Ugh. Should I even try writing? Probably not. I am officially In A Funk, which is not really conducive to The Funny, but you know, Colleen made me the super cool template, and I feel I have not been, you know, doing it justice leaving it here all lonely with old stale entries.
It’s maybe time to open the windows and let in some sun and maybe fluff up some pillows and do some dusting and things in here?
Yeah. I know. Nothing a few lame metaphors to get things kicking! Whoohoo!
So, what’s new? Well, my Best Friend in The Male Category is getting married next month. This is very exciting because, not only is he a great friend I have known since I was five years old, but he is actually marrying a very cool lady. I couldn’t be happier for them both.
Also, my Best Friend in The Female Category – Jen, will be there as well. And after the ceremony, the reception is at some big fish-fry type blue-collar polka place in Milwaukee somewhere very close to the brewery featured in that wacky independent gal-pal hit comedy teevee show of the late 70’s early 80’s Laverne and Shirley. And so there will be lots and lots of my favorite beverages being served. And maybe a rowdy polka or two. Cross fingers.

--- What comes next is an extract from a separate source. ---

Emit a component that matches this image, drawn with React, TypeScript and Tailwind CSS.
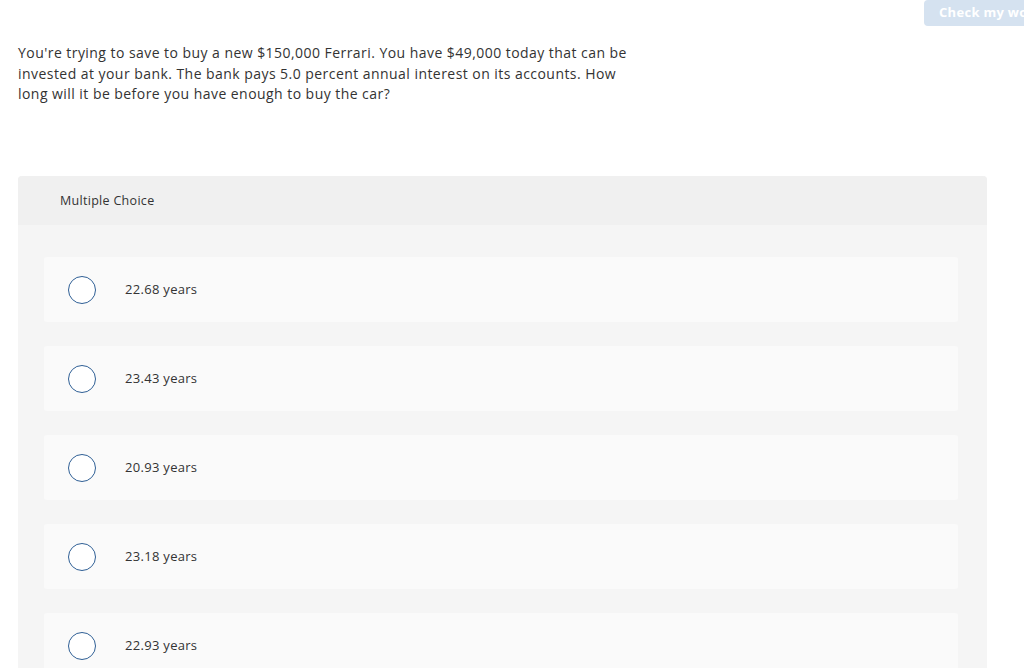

So all that said, you do see where this is going don’t you? I mean, considering Jen will be there, there will be lots of beer and fun, and we will be in Milwaukee near the Laverne and Shirley land marking - how hard is it going to be to not run down the street arm and arm yelling:
“One, two, three, four, five, six, seven, eight. Sclemeel, schlemazel, hasenfeffer incorporated. We're gonna make our dreams come true. Doin' it our way!"

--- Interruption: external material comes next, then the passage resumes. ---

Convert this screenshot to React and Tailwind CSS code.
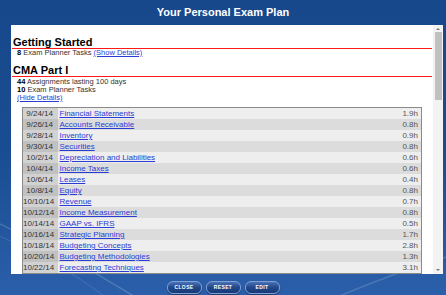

Oh my god, just how sick do you think the people of Milwaukee are of dimwits coming into town and doing that? So sick I am sure they probably have signs posted every ten feet forbidding such things with penalties of like, snipers on tops of buildings ordered to shoot to kill any tourist attempting such a stunt.
But you know, they’ve never seen the likes of me doing it, so they’ll just have to deal, you know? Though, I should probably look into a bulletproof vest rental for the evening anyway because I will not back away from such a challenge!
Bottom line: so much to do to prepare!
It is so destined to be a good time, I am giddy.
Although, the sad part about the whole outing is once again I am left staring the RSVP card in the face. You know, where they all send the invite to: Ann-Frank and GUEST and I am supposed to respond with a ONE or a TWO.
Yes, guest is supposed to mean you know, husband or significant other or even The Person You Are Fucking At the Moment. However, at the moment, I have none of these. Sadly, it will be marked with a ‘lil numma one. Such is my life.
Oh, sure – there’s always Wedding Date Standby, Geoff . But you know, Wedding Date Standby Geoff and I haven’t talked in a few months, and the last time we spoke, he was being all a little whiney bitch because I couldn’t make it to his Christmas party, so I’d rather not risk having such a good time spoiled by his boy-bitchiness. I am sure he’s still clutching tightly to that little grudge at night, and then, you know, just spoon-feeding it hate every morning.
Oh, trust me he is. Because I know him well, and although he is a dear friend, he is just like that.
Plus, both of us have been through this whole Wedding Date routine so many times, it’s just plain dull. The wedding. The reception. Open bar, the incredibly obvious Bizarre Love Triangle comes on, I refuse to dance (because ladies and gentlemen, I have seen video of me trying to dance – it is not pretty – I have learned to just say no) then there’s some sort of crazy scene where all the sudden I am lame because I won’t dance to a song I haven’t danced to since my Goth Juice Bar days, and well, we eventually wind up smashed and there’s some groping in a hotel room somewhere til I realize, I really, really could never actually have sex with someone who still listens to “Come On Eileen” in a very non-ironic way. Then eventually there is chaste sleep, then breakfast and a “see you next time!” in the morning.
What I am saying is, not unlike the song “It’s a Small World After All” at Disney Land, that whole scene is so played I don’t even want to bother.
But it is all okay, because I will be surrounded by many good people and fun and well, you know that bulletproof vest of which I spoke? Do you think perhaps sewing a big old cursive “L” on the vest would be … I dunno … too much?
Eh, more than likely.
Anyway, The Milwaukee Laverne and Shirley Tourist Snipers probably have direct orders to aim for the head anyway, so the whole vest thing won’t be much help in the end.
But I would still look goddamn fabulous in that vest.